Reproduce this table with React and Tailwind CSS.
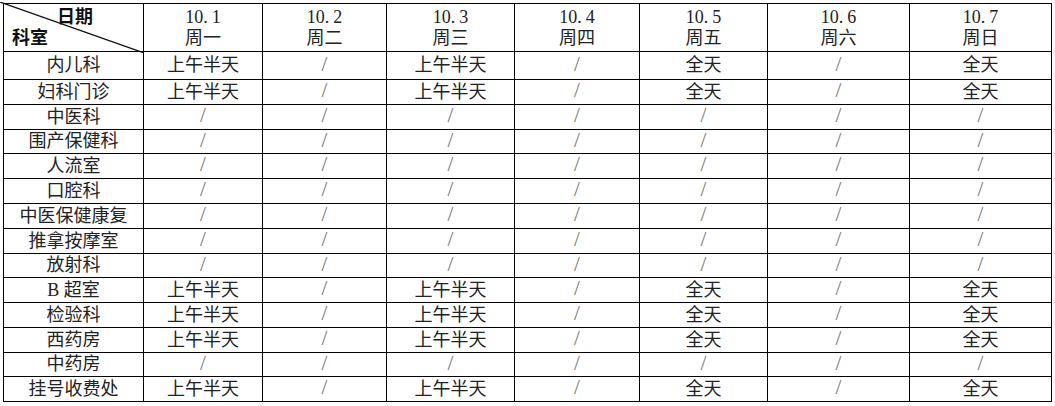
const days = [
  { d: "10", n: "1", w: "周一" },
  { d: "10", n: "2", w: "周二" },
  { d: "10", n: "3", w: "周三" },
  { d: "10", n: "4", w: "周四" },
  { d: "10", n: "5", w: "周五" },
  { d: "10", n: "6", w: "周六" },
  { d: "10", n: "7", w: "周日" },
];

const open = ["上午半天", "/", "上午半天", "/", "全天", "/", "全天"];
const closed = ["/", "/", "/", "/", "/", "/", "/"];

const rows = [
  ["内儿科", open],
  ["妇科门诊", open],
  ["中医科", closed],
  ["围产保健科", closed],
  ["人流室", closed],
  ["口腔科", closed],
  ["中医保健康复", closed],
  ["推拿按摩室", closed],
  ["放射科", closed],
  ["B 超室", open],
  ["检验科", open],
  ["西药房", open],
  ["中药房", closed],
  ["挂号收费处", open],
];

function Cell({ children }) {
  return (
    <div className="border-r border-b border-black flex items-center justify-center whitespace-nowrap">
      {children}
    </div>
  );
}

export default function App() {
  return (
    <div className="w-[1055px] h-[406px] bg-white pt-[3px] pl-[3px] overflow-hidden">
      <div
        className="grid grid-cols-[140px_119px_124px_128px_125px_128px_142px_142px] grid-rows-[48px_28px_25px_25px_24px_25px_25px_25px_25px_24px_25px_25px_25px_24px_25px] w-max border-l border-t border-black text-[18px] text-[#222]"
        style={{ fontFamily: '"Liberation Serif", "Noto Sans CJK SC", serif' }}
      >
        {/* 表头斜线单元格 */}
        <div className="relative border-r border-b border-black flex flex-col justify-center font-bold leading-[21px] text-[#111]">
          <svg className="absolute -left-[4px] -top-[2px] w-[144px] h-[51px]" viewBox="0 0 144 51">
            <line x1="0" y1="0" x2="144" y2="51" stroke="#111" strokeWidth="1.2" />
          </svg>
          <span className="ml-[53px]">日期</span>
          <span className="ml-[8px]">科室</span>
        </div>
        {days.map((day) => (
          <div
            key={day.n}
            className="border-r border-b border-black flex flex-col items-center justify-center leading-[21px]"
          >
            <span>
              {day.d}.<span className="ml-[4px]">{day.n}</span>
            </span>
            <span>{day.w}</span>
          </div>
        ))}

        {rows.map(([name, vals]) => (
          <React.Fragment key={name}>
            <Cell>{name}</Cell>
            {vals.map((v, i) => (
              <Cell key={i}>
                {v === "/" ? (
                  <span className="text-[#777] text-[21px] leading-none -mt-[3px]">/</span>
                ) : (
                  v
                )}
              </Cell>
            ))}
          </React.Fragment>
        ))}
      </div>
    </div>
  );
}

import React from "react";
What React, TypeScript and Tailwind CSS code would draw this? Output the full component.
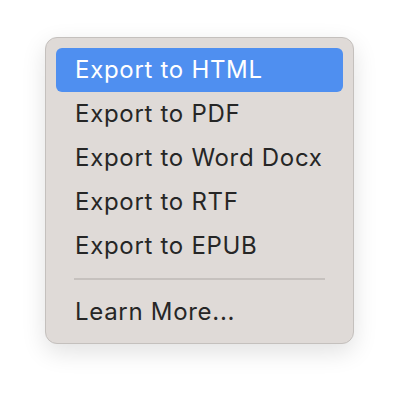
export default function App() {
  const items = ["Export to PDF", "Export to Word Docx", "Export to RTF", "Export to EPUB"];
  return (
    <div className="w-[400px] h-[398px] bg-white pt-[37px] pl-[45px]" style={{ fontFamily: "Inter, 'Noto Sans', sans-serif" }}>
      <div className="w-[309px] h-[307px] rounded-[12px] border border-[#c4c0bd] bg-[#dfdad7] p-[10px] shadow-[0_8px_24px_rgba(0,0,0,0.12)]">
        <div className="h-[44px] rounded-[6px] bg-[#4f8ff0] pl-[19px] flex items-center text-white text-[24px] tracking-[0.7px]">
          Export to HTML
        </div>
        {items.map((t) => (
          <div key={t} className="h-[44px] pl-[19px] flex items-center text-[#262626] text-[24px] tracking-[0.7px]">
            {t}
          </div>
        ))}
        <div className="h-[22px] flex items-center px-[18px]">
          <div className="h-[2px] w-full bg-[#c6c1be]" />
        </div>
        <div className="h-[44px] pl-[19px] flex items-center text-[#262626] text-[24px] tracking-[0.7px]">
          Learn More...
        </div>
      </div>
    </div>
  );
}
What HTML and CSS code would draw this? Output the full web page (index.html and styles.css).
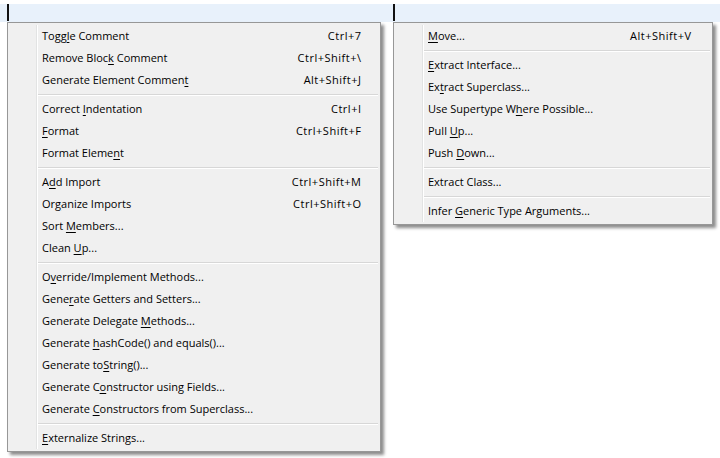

━━━━

### Challenge
Every line of the data above should be quoted exactly. Omit the pictures.

### Task result
Reproduce this table with React and Tailwind CSS.
const days = [
  { d: "10", n: "1", w: "周一" },
  { d: "10", n: "2", w: "周二" },
  { d: "10", n: "3", w: "周三" },
  { d: "10", n: "4", w: "周四" },
  { d: "10", n: "5", w: "周五" },
  { d: "10", n: "6", w: "周六" },
  { d: "10", n: "7", w: "周日" },
];

const open = ["上午半天", "/", "上午半天", "/", "全天", "/", "全天"];
const closed = ["/", "/", "/", "/", "/", "/", "/"];

const rows = [
  ["内儿科", open],
  ["妇科门诊", open],
  ["中医科", closed],
  ["围产保健科", closed],
  ["人流室", closed],
  ["口腔科", closed],
  ["中医保健康复", closed],
  ["推拿按摩室", closed],
  ["放射科", closed],
  ["B 超室", open],
  ["检验科", open],
  ["西药房", open],
  ["中药房", closed],
  ["挂号收费处", open],
];

function Cell({ children }) {
  return (
    <div className="border-r border-b border-black flex items-center justify-center whitespace-nowrap">
      {children}
    </div>
  );
}

export default function App() {
  return (
    <div className="w-[1055px] h-[406px] bg-white pt-[3px] pl-[3px] overflow-hidden">
      <div
        className="grid grid-cols-[140px_119px_124px_128px_125px_128px_142px_142px] grid-rows-[48px_28px_25px_25px_24px_25px_25px_25px_25px_24px_25px_25px_25px_24px_25px] w-max border-l border-t border-black text-[18px] text-[#222]"
        style={{ fontFamily: '"Liberation Serif", "Noto Sans CJK SC", serif' }}
      >
        {/* 表头斜线单元格 */}
        <div className="relative border-r border-b border-black flex flex-col justify-center font-bold leading-[21px] text-[#111]">
          <svg className="absolute -left-[4px] -top-[2px] w-[144px] h-[51px]" viewBox="0 0 144 51">
            <line x1="0" y1="0" x2="144" y2="51" stroke="#111" strokeWidth="1.2" />
          </svg>
          <span className="ml-[53px]">日期</span>
          <span className="ml-[8px]">科室</span>
        </div>
        {days.map((day) => (
          <div
            key={day.n}
            className="border-r border-b border-black flex flex-col items-center justify-center leading-[21px]"
          >
            <span>
              {day.d}.<span className="ml-[4px]">{day.n}</span>
            </span>
            <span>{day.w}</span>
          </div>
        ))}

        {rows.map(([name, vals]) => (
          <React.Fragment key={name}>
            <Cell>{name}</Cell>
            {vals.map((v, i) => (
              <Cell key={i}>
                {v === "/" ? (
                  <span className="text-[#777] text-[21px] leading-none -mt-[3px]">/</span>
                ) : (
                  v
                )}
              </Cell>
            ))}
          </React.Fragment>
        ))}
      </div>
    </div>
  );
}

import React from "react";
What React, TypeScript and Tailwind CSS code would draw this? Output the full component.
export default function App() {
  const items = ["Export to PDF", "Export to Word Docx", "Export to RTF", "Export to EPUB"];
  return (
    <div className="w-[400px] h-[398px] bg-white pt-[37px] pl-[45px]" style={{ fontFamily: "Inter, 'Noto Sans', sans-serif" }}>
      <div className="w-[309px] h-[307px] rounded-[12px] border border-[#c4c0bd] bg-[#dfdad7] p-[10px] shadow-[0_8px_24px_rgba(0,0,0,0.12)]">
        <div className="h-[44px] rounded-[6px] bg-[#4f8ff0] pl-[19px] flex items-center text-white text-[24px] tracking-[0.7px]">
          Export to HTML
        </div>
        {items.map((t) => (
          <div key={t} className="h-[44px] pl-[19px] flex items-center text-[#262626] text-[24px] tracking-[0.7px]">
            {t}
          </div>
        ))}
        <div className="h-[22px] flex items-center px-[18px]">
          <div className="h-[2px] w-full bg-[#c6c1be]" />
        </div>
        <div className="h-[44px] pl-[19px] flex items-center text-[#262626] text-[24px] tracking-[0.7px]">
          Learn More...
        </div>
      </div>
    </div>
  );
}
What HTML and CSS code would draw this? Output the full web page (index.html and styles.css).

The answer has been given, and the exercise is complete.